Ecco un film che ha una certa importanza nella storia del giallo all’italiana, nonché uno dei più giustamente famosi di Lucio Fulci. "Non si sevizia un paperino" è innanzitutto una pellicola innovativa nel suo genere, che si inserisce con originalità in uno scenario allora dominato dai gialli d’alta società stile "Orgasmo", dai sexy thriller dei fratelli Martino e soprattutto dalla “trilogia degli animali” di Dario Argento. In secondo luogo, è un film sorprendentemente rigoroso e serio – caratteristica non proprio scontata, quando si parla del regista di "E tu vivrai nel terrore! L’adilà"–, che non si concede eccessi di visionarietà né di truculenza, ma riesce bene a conciliare il meccanismo narrativo tipicamente poliziesco con l’atmosfera malata e inquietante dell’ambientazione.
L’elemento peculiare del film è proprio l’ambientazione: un arretrato paesino della Lucania descritto con modalità quasi neorealiste, dove convivono credenze arcaiche e fanatismo religioso e neppure il commissario di polizia sembra del tutto immune alle superstizioni locali. Quando la comunità viene sconvolta da alcuni terribili omicidi di bambini i sospetti di tutti dapprima convergono sullo scemo del villaggio, poi sulla misteriosa donna (la “maciara”, benissimo interpretata da Florinda Bolkan) di un bizzarro stregone. Mentre la polizia brancola nel buio, il giornalista Tomas Milian e la bella di turno Barbara Bouchet indagano per conto loro e scoprono gli inevitabili altarini.
Ricco di notazioni socio-antropologiche sulla vita delle comunità rurali (si può a tutti gli effetti parlare di “giallo sociale”), il film pone questioni e riflessioni meno banali di quanto sembri a prima vista.

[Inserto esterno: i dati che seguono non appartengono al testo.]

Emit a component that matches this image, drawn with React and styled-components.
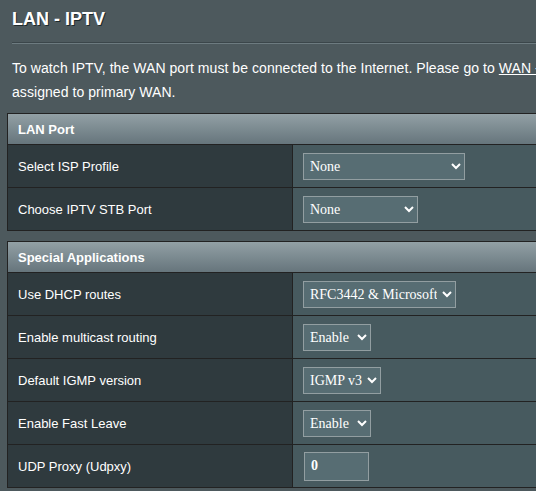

Sull’ovvia contrapposizione fra tradizioni arcaiche del paese e spinte di ammodernamento – le une e le altre ben esemplificate dai personaggi opposti della Bolkan e della Bouchet – si sovrappone un secondo contrasto, più sottile e anche più inquietante, fra le tendenze civilizzatrici e le pulsioni violente e antisociali dell’animo umano, dove le seconde sembrano avere continuamente la meglio sulle prime.
In questo senso, è interessante notare l’ambiguità morale di quasi tutti i personaggi, dalla Bouchet che si diverte a scandalizzare un bambino di dodici anni mostrandogli il proprio corpo nudo (scena censuratissima che costò al film la denuncia), ai genitori dei ragazzini uccisi che sfogano i loro più bestiali istinti omicidi vendicandosi ferocemente sulla Bolkan. Il massimo di audacia però Fulci lo raggiunge nella descrizione dei bambini, che il parroco nel film (e la morale comune in generale) si ostinano a considerare degli angioletti innocenti e che invece ci vengono mostrati fin dall’inizio intenti a fumare, torturare lucertole, prendere in giro i poveracci e tentare approcci con le prostitute.
"Non si sevizia un paperino" è innovativo anche per la modalità con cui costruisce la suspense. In un periodo in cui gli stilemi del giallo argentiano erano già noti e inflazionati, Fulci ha la brillante idea di ambientare scene di omicidio alla luce del sole e di utilizzare una colonna sonora dai toni lirici e malinconici (c’è anche una canzone di Ornella Vanoni scritta appositamente per il film da Riz Ortolani) che accentua ancora di più la componente morbosa dell’atmosfera.
Più che l’esibizione del sangue – piuttosto contenuta – conta infatti la costruzione di un’atmosfera inquietante e fuori dal tempo, dove aleggiano di continuo gli echi di superstizioni arcaiche e oscure maledizioni: senza però cedere alle suggestioni dell’horror e del fantastico puro, e anzi costruendo un congegno narrativo che è forse fra i più plausibili ed efficaci del giallo all’italiana (tra l’altro uno dei pochi il cui titolo “zoologico” ha effettiva attinenza con il contenuto della trama).
In seguito Fulci si indirizzerà su strade diverse dal giallo puro e semplice, privilegiando quelle – fonte di gioia inesauribile per i suoi fan – dello splatter, dell’horror e non di rado del trash: senza peraltro possedere la raffinatezza di Dario Argento o il genio di Mario Bava. E’ un peccato, perché il pregio maggiore di questo bel film sta proprio nel non comune rigore con cui è costruito.